I was watching an episode of Mad Men which ended with a cover of Don Mclean’s River of Babylon. I linked the episode song rather than the original since I prefer it a bit.
Anyway, it reminded me that it’s a shame that music rarely tries to have different singers doing multiple concurrent vocal lines because you can do some interesting things with them that make them more musically diverse than a typical single vocal line. This also can include when the vocals are double tracked and a single vocalist has seperate vocal tracks like in the Radiohead song Idioteque. (It’s relatively subtle there compared to the above song.)
What I’m not talking about is when multiple singers are singing at the same time just to create harmony. There has to be some sort of seperation and interplay between the vocalists or tracks.

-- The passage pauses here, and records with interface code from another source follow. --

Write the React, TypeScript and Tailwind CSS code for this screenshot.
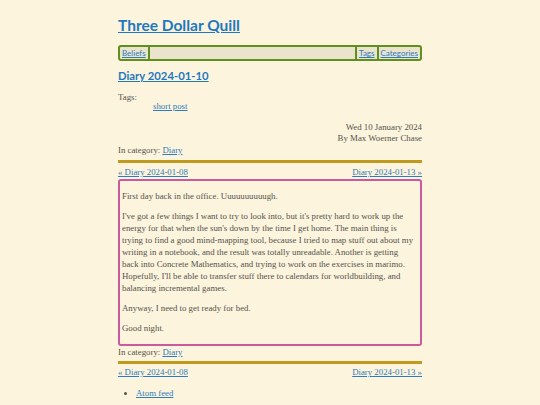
import React from "react";

const serif = { fontFamily: '"Liberation Serif", "DejaVu Serif", serif' };

export default function App() {
  const link = "text-[#2f7bbd] underline";
  const sans = "[font-family:Lato,'Noto_Sans',sans-serif]";
  return (
    <div className="min-h-[405px] bg-[#fcf4dc] text-[#55534d]" style={serif}>
      <div className="mx-auto w-[304px] pt-[14px]">
        <h1 className={`text-[15.5px] font-bold leading-[22px] ${sans}`}>
          <a className="text-[#1f78c1] underline">Three Dollar Quill</a>
        </h1>
        <nav className={`mt-[9px] flex h-[16px] items-stretch rounded-[3px] border-2 border-[#5e8f1f] bg-[#ebe4cc] text-[8px] leading-[12px] ${sans}`}>
          <a className={`${link} border-r-2 border-[#5e8f1f] px-[2px]`}>Beliefs</a>
          <div className="flex-1 border-r-2 border-[#5e8f1f]" />
          <a className={`${link} border-r-2 border-[#5e8f1f] px-[2px]`}>Tags</a>
          <a className={`${link} px-[2px]`}>Categories</a>
        </nav>
        <h2 className={`mt-[6px] text-[11.3px] font-bold leading-[18px] ${sans}`}>
          <a className="text-[#1f78c1] underline">Diary 2024-01-10</a>
        </h2>
        <div className="mt-[8px] text-[8.8px] leading-[9px]">Tags:</div>
        <ul className="pl-[35px] text-[8.8px] leading-[9px]">
          <li>
            <a className={link}>short post</a>
          </li>
        </ul>
        <div className="mt-[11px] text-right text-[8.8px] leading-[11px]">
          <div>Wed 10 January 2024</div>
          <div>By Max Woerner Chase</div>
        </div>
        <div className="text-[8.8px] leading-[12px]">
          In category: <a className={link}>Diary</a>
        </div>
        <hr className="mt-[4px] h-[3px] border-0 bg-[#bf9a1c]" />
        <div className="mt-[3px] flex justify-between text-[8.8px] leading-[12px]">
          <a className={link}>« Diary 2024-01-08</a>
          <a className={link}>Diary 2024-01-13 »</a>
        </div>
        <div className="mt-[1px] rounded-[3px] border-2 border-[#c95a9e] py-[1px] pl-[2px] pr-[5px] text-[8.8px] leading-[12px]">
          <p className="my-[8px]">First day back in the office. Uuuuuuuuuugh.</p>
          <p className="my-[8px]">
            I've got a few things I want to try to look into, but it's pretty hard to work up the energy for that
            when the sun's down by the time I get home. The main thing is trying to find a good mind-mapping tool,
            because I tried to map stuff out about my writing in a notebook, and the result was totally unreadable.
            Another is getting back into Concrete Mathematics, and trying to work on the exercises in marimo.
            Hopefully, I'll be able to transfer stuff there to calendars for worldbuilding, and balancing incremental
            games.
          </p>
          <p className="my-[8px]">Anyway, I need to get ready for bed.</p>
          <p className="mb-[9px] mt-[8px]">Good night.</p>
        </div>
        <div className="text-[8.8px] leading-[12px]">
          In category: <a className={link}>Diary</a>
        </div>
        <hr className="mt-[3px] h-[3px] border-0 bg-[#bf9a1c]" />
        <div className="mt-[2px] flex justify-between text-[8.8px] leading-[12px]">
          <a className={link}>« Diary 2024-01-08</a>
          <a className={link}>Diary 2024-01-13 »</a>
        </div>
        <ul className="mt-[9px] list-disc pl-[18px] text-[8.8px] leading-[12px]">
          <li>
            <a className={link}>Atom feed</a>
          </li>
        </ul>
      </div>
    </div>
  );
}
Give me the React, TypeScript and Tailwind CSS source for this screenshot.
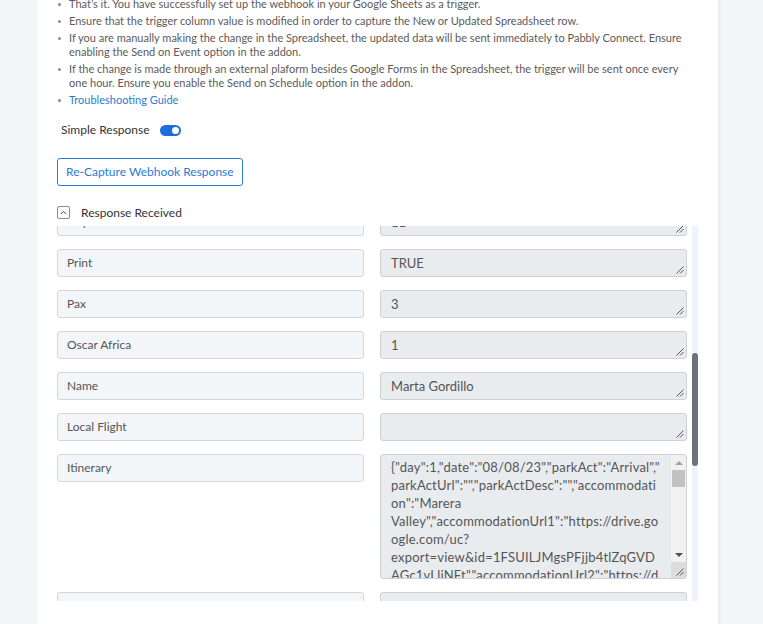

Anyway, that style of vocals interests me so I would like people to list (preferably with links) songs that make use of the technique.
The Great Curve by Talking Heads has some of the most interesting and sophisticated concurrent vocal lines of any pop song I know–anywhere from 3 to 5 different vocal parts going on simultaneously.
That sure was one weird selection for video, BTW. (and one of the things I’m starting to dislike about youtube…go find lady gaga Born this way…the official one…go on, I dare ya!
There’s also the finale of The Music Man where the leads’ themes come together - he’s singing 76 Trombones at the same time she’s singing Goodnight My Someone, and they fit together very well - and halfway through the song they switch. Very clever.
The band Invocal does this a lot. Try Small Anxious Waltz on here - lots of the other songs have multiple vocals but not in the first few seconds that you can listen to on the sample.